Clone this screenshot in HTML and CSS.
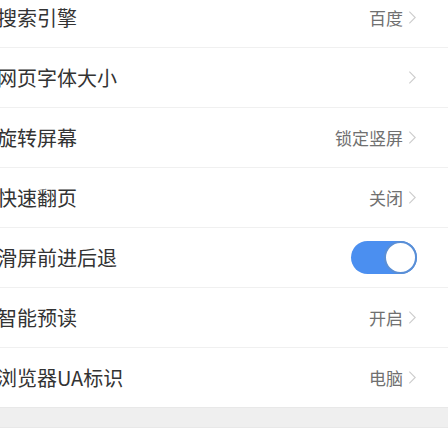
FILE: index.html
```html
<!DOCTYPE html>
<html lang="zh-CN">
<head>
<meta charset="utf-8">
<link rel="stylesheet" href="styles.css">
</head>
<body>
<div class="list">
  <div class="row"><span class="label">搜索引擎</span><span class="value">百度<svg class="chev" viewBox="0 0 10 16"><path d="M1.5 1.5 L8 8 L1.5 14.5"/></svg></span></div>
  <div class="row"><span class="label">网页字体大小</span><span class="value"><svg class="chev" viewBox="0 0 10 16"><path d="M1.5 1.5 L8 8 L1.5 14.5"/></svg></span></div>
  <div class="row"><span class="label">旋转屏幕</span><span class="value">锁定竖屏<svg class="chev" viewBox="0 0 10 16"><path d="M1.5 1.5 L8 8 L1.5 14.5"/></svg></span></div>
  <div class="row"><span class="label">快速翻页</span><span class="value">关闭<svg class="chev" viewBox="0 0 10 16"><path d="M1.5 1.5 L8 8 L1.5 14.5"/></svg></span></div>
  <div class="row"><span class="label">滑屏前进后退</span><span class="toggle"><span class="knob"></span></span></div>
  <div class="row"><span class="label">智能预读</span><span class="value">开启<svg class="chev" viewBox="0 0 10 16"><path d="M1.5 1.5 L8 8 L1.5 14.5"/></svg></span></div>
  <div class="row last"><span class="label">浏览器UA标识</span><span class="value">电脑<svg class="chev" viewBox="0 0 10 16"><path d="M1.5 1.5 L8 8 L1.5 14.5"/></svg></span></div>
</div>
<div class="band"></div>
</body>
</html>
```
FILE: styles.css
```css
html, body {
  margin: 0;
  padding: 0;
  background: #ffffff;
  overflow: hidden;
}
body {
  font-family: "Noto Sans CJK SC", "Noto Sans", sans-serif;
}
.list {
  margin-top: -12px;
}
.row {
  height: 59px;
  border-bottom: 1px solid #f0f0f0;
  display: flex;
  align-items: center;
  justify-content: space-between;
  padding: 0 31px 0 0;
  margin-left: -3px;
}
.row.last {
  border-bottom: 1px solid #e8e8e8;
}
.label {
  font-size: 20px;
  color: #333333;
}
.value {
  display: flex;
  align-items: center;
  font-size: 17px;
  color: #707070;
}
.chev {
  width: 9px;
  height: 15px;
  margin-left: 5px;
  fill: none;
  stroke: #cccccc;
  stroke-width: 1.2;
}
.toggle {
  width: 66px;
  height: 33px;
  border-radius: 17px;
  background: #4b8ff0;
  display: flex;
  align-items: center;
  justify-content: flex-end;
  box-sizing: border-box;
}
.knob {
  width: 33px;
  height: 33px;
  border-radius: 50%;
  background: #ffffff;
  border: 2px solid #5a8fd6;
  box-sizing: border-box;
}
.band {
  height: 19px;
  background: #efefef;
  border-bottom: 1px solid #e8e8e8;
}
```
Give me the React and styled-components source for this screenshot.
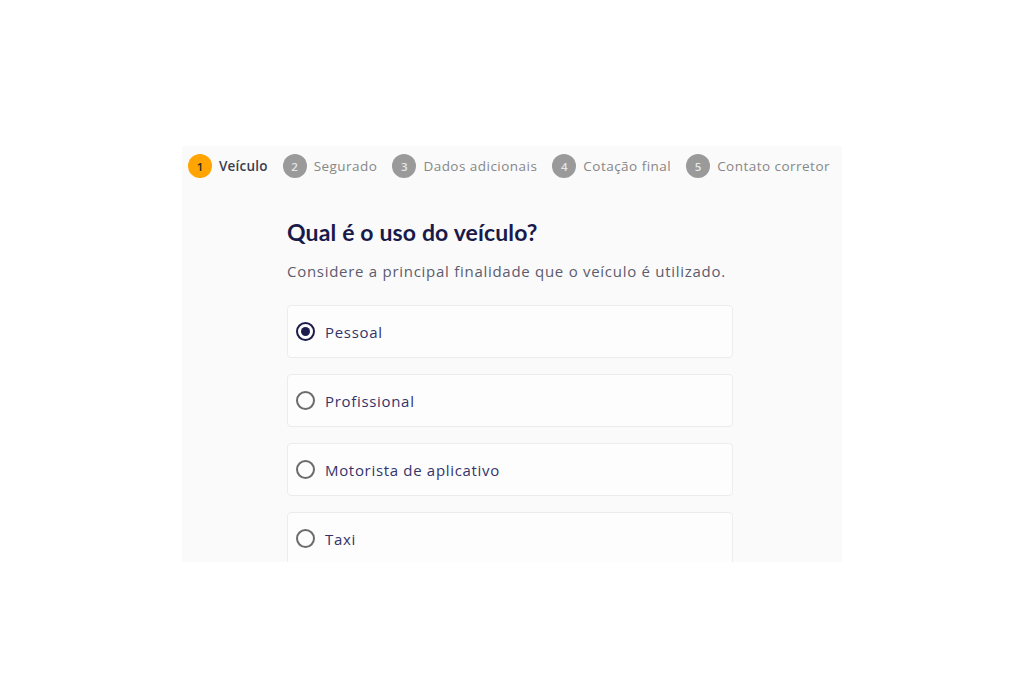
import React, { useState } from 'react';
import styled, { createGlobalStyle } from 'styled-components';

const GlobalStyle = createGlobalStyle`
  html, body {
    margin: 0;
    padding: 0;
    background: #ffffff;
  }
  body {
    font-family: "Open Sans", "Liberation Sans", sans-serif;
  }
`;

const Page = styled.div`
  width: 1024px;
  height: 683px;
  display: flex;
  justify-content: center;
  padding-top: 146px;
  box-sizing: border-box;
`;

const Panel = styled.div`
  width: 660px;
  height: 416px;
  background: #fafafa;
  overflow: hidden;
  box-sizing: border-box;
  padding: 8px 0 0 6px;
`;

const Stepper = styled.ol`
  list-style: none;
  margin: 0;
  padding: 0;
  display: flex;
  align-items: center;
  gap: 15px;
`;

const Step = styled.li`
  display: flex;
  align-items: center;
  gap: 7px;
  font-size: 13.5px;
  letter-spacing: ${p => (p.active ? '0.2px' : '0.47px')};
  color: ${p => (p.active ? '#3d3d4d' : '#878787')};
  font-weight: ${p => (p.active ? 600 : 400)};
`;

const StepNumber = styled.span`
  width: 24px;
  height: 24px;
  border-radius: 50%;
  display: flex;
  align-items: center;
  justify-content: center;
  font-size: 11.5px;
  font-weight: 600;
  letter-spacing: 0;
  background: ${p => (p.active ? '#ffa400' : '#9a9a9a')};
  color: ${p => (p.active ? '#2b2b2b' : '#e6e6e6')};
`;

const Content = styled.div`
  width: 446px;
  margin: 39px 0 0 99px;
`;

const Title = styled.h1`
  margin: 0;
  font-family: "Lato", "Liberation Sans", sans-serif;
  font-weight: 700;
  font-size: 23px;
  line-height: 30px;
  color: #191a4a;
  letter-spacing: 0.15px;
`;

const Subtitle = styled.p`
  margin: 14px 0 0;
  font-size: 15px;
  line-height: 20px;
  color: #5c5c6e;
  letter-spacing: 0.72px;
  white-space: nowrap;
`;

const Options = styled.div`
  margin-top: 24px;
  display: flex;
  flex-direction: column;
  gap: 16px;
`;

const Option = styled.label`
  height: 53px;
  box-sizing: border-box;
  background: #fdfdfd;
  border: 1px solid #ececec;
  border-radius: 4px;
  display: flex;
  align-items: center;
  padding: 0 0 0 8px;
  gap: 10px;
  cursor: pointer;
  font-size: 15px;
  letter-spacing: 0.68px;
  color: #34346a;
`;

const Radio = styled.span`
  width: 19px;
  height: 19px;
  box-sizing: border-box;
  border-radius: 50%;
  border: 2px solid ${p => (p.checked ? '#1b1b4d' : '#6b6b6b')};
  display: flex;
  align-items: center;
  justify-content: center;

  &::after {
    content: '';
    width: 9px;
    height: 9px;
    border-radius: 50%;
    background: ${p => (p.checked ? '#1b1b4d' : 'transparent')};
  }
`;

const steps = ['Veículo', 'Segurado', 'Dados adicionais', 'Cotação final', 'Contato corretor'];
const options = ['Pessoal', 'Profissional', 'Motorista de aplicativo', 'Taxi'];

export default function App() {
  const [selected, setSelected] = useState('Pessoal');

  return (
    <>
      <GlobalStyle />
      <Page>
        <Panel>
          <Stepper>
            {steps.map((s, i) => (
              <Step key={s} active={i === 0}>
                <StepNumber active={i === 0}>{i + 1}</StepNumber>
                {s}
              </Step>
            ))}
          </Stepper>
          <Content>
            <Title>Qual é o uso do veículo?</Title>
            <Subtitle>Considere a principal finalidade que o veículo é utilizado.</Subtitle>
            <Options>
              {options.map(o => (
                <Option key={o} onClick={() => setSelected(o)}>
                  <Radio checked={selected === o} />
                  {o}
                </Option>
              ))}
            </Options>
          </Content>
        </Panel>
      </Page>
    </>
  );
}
--------------------------------
> [Exercise prompt]: Find the lines above that contain the word "React" and collect them.

> [Final answer]:
Give me the React and styled-components source for this screenshot.
import React, { useState } from 'react';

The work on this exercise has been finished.